Trago também o canto dos pássaros noturnos. O bacurau, que semeia pela noite as sementes do cacau, como canta o poeta Aníbal Beça. As corujas que velam cantando meu sono. São várias, cada qual com seu jeito sonoro de atravessar a noite. O canto delas é grave de timbre, mas longe de ser triste. O que mais me afaga é o da coruja brancona, que mora nas palmas mais altas da inajazeira. Quando a noite vai findando, todas cantam juntas: é um canto prolongado e um tanto aflito, com o qual elas se despedem das estrelas.

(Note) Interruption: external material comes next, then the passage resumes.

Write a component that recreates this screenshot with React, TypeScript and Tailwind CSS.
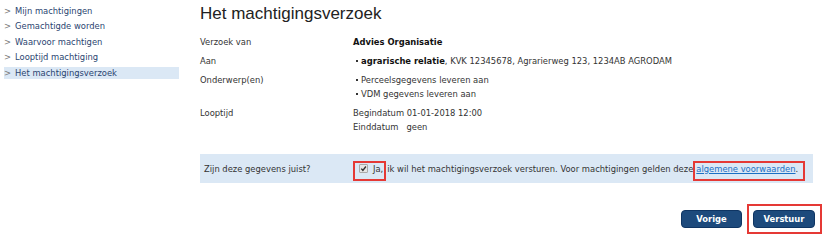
const NAV = [
  "Mijn machtigingen",
  "Gemachtigde worden",
  "Waarvoor machtigen",
  "Looptijd machtiging",
  "Het machtigingsverzoek",
];

const verdana = "font-['Verdana','DejaVu_Sans',sans-serif]";

function Row({ label, children }: { label: string; children: React.ReactNode }) {
  return (
    <div className="flex">
      <div className="w-[153px] shrink-0">{label}</div>
      <div>{children}</div>
    </div>
  );
}

function Bullet({ children }: { children: React.ReactNode }) {
  return (
    <div className="flex items-center">
      <span className="ml-[3px] mr-[3px] h-[2px] w-[2px] bg-[#333]" />
      <span>{children}</span>
    </div>
  );
}

export default function App() {
  return (
    <div
      className={`flex h-[235px] w-[822px] overflow-hidden whitespace-nowrap bg-white text-[8.4px] leading-[14px] text-[#333] ${verdana}`}
    >
      {/* Side navigation */}
      <ul className="ml-[4px] mt-[5px] flex w-[175px] shrink-0 flex-col gap-[3.4px]">
        {NAV.map((item, i) => (
          <li
            key={item}
            className={`flex h-[12px] items-center gap-[4px] text-[#2a4470] ${
              i === NAV.length - 1 ? "bg-[#dbe8f5]" : ""
            }`}
          >
            <span className="text-[#777]">&gt;</span>
            {item}
          </li>
        ))}
      </ul>

      {/* Main content */}
      <div className="ml-[21px] flex flex-1 flex-col pr-[9px]">
        <h1 className="mt-[3.5px] font-['Liberation_Sans',Arial,sans-serif] text-[17px] leading-[20px] text-[#222]">
          Het machtigingsverzoek
        </h1>

        <div className="mt-[11.5px] flex flex-col gap-[5px]">
          <Row label="Verzoek van">
            <b className="text-[#111]">Advies Organisatie</b>
          </Row>
          <Row label="Aan">
            <Bullet>
              <b className="text-[#111]">agrarische relatie</b>, KVK 12345678, Agrarierweg 123, 1234AB AGRODAM
            </Bullet>
          </Row>
          <Row label="Onderwerp(en)">
            <Bullet>Perceelsgegevens leveren aan</Bullet>
            <Bullet>VDM gegevens leveren aan</Bullet>
          </Row>
          <Row label="Looptijd">
            <div>Begindatum 01-01-2018 12:00</div>
            <div>Einddatum&nbsp;&nbsp;&nbsp;geen</div>
          </Row>
        </div>

        {/* Confirmation band */}
        <div className="mt-[20px] flex h-[29px] items-center bg-[#dbe8f5] pl-[4px]">
          <div className="w-[149px] shrink-0">Zijn deze gegevens juist?</div>
          <div className="flex items-center">
            <span className="flex h-[20px] translate-y-[2px] items-center border-2 border-[#e53935] pl-[4px] pr-[1px]">
              <span className="flex -translate-y-[2px] items-center">
                <span className="flex h-[9px] w-[9px] items-center justify-center rounded-[1px] border border-[#aaa] bg-[#e6e6e6]">
                  <svg viewBox="0 0 10 10" className="h-[7px] w-[7px]">
                    <path d="M1.8 5.2 L4.1 7.6 L8.4 2.2" fill="none" stroke="#333" strokeWidth="2" />
                  </svg>
                </span>
                <span className="ml-[5px]">Ja,</span>
              </span>
            </span>
            <span className="ml-[1px]">
              ik wil het machtigingsverzoek versturen. Voor machtigingen gelden deze
            </span>
            <span className="flex h-[20px] translate-y-[2px] items-center border-2 border-[#e53935] pl-[1px] pr-[5px]">
              <span className="-translate-y-[2px]">
                <a className="text-[#1a6fc4] underline">algemene voorwaarden</a>.
              </span>
            </span>
          </div>
        </div>

        {/* Buttons */}
        <div className="-mr-[9px] mt-[21px] flex items-center justify-end gap-[5px]">
          <button className="h-[18px] w-[61px] rounded-[4px] border border-[#0f3563] bg-[#1d4a7c] text-[8.4px] font-bold text-white">
            Vorige
          </button>
          <div className="flex h-[30px] w-[75px] items-center border-2 border-[#e53935] pl-[4px]">
            <button className="h-[18px] w-[62px] rounded-[4px] border border-[#0f3563] bg-[#1d4a7c] text-[8.4px] font-bold text-white">
              Verstuur
            </button>
          </div>
        </div>
      </div>
    </div>
  );
}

Só não trago a suinara, que os caboclos chamam de rasga-mortalha. Dizem que seu canto agudo e rascante anuncia morte - e a nossa taça é de esperança e de vida.
Sinto pena de não trazer o gavião tão meu amigo, porque ele deixou de me ver. Pelo estremecer das asas brancas, o brilho avermelhado do peito e sobretudo pelo negro esplendor do seu bico, eu sabia que era ele, o meu gavião. Chegava de tardinha, de começo desconfiado, olhando oblíquo, pousava, delicado como uma pomba, no parapeito largo de Itaúba. Ficava me olhando, a grossura das garras me assustando, eu estirado na rede de tucum. Demorava pouco, erguia voo, descobri que dando as suas voltas, não deixava de me olhar. Um dia chegou, pulou do parapeito para o punho da rede e me olhando disse que gostava de mim.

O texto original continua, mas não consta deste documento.